In order to proceed with I/O building block design, a detailed analysis of NAVY systems and procedures is required. However, the following general comments can be made regarding building block implementation.

**Implementation Strategy**

The circuitry for each I/O function is not complex and the implementation of fault-detection is straightforward. Where information structure is preserved (such as data in and out) parity checking can be employed. Control functions can be duplicated with morphic comparison.
The density of VLSI technology is sufficiently high that a number of I/O functions can be placed on a single chip. The specific function which is required can be activated by connecting pins. This technique can reduce the inventory of building blocks to two or three. Most of the functions described above can be implemented on a single chip.
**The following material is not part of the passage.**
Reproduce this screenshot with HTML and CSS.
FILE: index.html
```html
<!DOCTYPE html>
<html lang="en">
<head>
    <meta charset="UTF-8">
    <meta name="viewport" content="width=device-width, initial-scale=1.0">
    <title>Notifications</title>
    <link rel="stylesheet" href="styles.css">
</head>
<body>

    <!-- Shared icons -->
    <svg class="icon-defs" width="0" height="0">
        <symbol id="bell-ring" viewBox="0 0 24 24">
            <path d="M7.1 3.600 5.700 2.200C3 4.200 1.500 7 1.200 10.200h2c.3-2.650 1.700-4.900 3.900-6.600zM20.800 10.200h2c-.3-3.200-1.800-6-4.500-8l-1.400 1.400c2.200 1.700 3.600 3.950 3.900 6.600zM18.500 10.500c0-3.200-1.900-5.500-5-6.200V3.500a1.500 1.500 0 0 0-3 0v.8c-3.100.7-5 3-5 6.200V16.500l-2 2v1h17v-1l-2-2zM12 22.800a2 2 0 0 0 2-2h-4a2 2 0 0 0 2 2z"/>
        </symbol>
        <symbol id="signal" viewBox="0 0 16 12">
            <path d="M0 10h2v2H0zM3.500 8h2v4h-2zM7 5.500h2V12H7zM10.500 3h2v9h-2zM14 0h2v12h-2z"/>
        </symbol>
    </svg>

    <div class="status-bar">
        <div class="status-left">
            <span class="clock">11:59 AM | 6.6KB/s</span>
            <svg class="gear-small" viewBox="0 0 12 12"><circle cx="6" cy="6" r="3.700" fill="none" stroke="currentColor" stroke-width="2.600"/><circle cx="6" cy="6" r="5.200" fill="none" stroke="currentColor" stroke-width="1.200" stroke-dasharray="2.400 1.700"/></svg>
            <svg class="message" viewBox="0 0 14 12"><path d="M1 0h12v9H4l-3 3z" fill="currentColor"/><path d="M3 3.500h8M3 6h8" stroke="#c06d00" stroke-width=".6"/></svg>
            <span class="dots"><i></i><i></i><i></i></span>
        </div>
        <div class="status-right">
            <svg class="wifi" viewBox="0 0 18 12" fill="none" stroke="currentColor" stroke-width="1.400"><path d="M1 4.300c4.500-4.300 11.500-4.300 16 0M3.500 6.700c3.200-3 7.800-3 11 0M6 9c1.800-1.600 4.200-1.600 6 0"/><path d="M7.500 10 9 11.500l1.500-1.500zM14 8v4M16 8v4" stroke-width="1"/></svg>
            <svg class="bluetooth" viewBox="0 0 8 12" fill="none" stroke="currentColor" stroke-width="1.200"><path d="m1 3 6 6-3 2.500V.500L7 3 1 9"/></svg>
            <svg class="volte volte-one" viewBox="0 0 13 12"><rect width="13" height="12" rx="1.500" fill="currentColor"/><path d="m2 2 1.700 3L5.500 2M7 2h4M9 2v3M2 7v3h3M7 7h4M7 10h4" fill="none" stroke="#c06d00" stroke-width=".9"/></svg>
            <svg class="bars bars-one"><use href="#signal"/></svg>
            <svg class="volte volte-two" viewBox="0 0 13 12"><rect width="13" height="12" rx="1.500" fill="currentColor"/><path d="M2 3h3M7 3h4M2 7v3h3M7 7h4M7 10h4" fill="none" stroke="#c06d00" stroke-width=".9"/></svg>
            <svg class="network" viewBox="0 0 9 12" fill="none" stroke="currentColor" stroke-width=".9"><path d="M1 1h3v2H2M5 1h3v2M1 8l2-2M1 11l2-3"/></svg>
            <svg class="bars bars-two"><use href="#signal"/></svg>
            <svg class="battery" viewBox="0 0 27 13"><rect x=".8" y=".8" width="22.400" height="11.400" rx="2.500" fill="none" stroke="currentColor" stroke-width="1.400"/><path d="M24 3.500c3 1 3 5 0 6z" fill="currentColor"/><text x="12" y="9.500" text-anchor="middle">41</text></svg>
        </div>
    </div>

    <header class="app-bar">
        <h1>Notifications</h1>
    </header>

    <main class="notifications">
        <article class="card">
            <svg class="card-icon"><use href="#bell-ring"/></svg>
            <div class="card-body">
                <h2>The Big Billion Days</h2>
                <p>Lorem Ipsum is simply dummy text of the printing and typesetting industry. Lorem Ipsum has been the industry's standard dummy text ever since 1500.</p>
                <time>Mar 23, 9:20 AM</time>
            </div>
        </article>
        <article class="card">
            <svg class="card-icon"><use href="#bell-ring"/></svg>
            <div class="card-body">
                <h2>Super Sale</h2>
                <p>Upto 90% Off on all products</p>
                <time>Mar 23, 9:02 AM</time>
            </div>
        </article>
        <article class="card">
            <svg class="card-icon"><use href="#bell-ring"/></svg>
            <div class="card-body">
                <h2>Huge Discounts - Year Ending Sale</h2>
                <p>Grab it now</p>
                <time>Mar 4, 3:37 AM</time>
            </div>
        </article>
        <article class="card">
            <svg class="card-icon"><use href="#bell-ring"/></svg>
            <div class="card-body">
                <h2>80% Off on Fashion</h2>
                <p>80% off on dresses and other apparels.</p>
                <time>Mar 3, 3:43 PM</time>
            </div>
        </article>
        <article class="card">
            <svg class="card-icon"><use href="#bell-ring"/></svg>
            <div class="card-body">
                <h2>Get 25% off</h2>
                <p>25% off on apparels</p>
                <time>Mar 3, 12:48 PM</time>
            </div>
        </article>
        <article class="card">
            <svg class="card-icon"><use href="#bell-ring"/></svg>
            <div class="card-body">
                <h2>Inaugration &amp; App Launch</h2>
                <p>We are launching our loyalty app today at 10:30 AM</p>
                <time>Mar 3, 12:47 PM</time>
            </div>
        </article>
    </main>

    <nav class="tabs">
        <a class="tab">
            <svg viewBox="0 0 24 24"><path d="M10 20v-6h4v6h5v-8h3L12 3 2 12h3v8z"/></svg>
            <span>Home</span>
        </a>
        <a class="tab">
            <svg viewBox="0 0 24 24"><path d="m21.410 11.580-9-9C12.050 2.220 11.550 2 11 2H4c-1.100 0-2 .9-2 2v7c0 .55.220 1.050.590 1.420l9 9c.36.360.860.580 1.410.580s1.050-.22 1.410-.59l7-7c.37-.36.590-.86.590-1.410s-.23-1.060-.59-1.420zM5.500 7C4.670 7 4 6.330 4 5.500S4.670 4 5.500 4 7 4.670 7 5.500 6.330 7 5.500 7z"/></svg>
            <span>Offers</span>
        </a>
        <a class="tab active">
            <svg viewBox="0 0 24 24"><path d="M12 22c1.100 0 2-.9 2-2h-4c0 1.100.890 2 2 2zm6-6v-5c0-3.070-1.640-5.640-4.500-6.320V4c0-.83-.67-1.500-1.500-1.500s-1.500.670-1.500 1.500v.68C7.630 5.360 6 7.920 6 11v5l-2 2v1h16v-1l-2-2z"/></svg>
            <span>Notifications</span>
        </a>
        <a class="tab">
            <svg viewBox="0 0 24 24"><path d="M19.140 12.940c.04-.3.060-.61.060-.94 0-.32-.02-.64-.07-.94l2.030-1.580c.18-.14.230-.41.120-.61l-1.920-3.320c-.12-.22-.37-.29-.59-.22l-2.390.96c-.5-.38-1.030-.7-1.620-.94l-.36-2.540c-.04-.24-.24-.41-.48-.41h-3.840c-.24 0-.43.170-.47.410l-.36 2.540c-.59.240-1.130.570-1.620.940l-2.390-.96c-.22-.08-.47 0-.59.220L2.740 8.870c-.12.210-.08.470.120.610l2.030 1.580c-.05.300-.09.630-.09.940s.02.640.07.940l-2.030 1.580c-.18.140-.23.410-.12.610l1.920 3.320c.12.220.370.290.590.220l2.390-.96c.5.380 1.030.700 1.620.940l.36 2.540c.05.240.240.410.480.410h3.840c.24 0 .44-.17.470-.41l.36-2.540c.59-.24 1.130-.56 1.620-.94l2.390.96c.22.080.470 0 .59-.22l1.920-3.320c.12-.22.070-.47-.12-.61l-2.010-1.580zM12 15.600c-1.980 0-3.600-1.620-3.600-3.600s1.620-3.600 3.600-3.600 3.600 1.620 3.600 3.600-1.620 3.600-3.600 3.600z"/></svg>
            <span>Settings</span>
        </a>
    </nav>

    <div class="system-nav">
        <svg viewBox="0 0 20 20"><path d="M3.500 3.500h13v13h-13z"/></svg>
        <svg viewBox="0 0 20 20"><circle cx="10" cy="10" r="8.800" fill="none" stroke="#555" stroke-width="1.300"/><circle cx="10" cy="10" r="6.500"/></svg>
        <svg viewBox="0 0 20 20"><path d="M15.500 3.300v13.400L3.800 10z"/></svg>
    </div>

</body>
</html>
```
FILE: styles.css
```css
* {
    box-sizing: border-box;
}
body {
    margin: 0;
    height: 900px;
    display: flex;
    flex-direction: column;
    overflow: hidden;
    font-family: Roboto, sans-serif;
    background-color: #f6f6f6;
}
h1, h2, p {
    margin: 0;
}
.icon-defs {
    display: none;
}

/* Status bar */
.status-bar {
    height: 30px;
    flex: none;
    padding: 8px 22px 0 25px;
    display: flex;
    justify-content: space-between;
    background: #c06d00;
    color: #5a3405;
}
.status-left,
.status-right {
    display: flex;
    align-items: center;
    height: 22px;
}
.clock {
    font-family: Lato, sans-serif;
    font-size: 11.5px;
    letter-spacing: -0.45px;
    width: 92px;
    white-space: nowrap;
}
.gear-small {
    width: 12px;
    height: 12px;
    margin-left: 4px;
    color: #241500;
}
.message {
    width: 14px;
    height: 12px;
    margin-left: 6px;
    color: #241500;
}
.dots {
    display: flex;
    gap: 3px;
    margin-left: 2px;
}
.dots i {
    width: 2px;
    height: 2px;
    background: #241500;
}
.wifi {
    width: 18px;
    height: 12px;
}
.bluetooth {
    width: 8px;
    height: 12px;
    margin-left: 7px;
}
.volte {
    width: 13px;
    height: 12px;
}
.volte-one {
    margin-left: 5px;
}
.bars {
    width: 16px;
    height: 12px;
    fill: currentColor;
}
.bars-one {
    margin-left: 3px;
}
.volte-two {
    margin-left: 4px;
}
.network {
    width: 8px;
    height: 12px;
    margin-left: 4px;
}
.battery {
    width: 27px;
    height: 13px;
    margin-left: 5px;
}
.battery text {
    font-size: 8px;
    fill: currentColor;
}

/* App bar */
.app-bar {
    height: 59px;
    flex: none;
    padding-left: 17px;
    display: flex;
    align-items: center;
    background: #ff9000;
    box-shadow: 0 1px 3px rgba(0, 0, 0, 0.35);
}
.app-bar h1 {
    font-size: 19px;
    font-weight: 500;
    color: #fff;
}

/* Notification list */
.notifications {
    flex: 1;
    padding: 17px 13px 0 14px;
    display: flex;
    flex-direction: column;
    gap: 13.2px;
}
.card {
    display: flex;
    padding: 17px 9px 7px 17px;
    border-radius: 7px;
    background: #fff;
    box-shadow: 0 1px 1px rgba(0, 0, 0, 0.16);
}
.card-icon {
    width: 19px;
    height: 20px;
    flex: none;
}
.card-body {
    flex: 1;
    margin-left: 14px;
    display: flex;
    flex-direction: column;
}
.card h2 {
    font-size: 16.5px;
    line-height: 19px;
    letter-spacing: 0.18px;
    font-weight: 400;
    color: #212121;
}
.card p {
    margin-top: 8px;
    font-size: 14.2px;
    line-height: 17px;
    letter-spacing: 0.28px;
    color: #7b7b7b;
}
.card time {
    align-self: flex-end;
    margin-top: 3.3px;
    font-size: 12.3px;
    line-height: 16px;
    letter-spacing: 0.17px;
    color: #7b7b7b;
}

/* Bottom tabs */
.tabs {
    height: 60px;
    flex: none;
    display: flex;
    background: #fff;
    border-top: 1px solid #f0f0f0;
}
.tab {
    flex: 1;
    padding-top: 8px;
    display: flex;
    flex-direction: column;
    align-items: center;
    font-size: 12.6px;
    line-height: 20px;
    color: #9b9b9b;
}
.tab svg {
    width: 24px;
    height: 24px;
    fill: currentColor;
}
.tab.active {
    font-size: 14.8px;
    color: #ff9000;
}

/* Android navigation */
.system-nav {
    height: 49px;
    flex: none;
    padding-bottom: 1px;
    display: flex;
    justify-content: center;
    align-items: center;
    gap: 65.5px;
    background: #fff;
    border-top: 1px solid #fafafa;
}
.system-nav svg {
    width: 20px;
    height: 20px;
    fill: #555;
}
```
One additional requirement is for the redundant use of I/O elements. To achieve redundancy in Terminal Modules, two or more modules are cross-strapped, i.e., their inputs and outputs are hooked together. One module is powered and the others are used as unpowered standby spares. When cross-strapped I/O is used, it is important that short-protection be provided at all output connections. Otherwise a shorted I/O connection could inactivate all of the spares. Typical techniques for protection are to isolate outputs with series diodes and inputs with series resistors. Thus, hybrid isolator packages will be required as an integral part or as an adjunct to the building blocks.

I/O Building Block definition is an area recommended for further study in the areas of (1) a detailed definition of NAVY functional requirements and (2) chip development.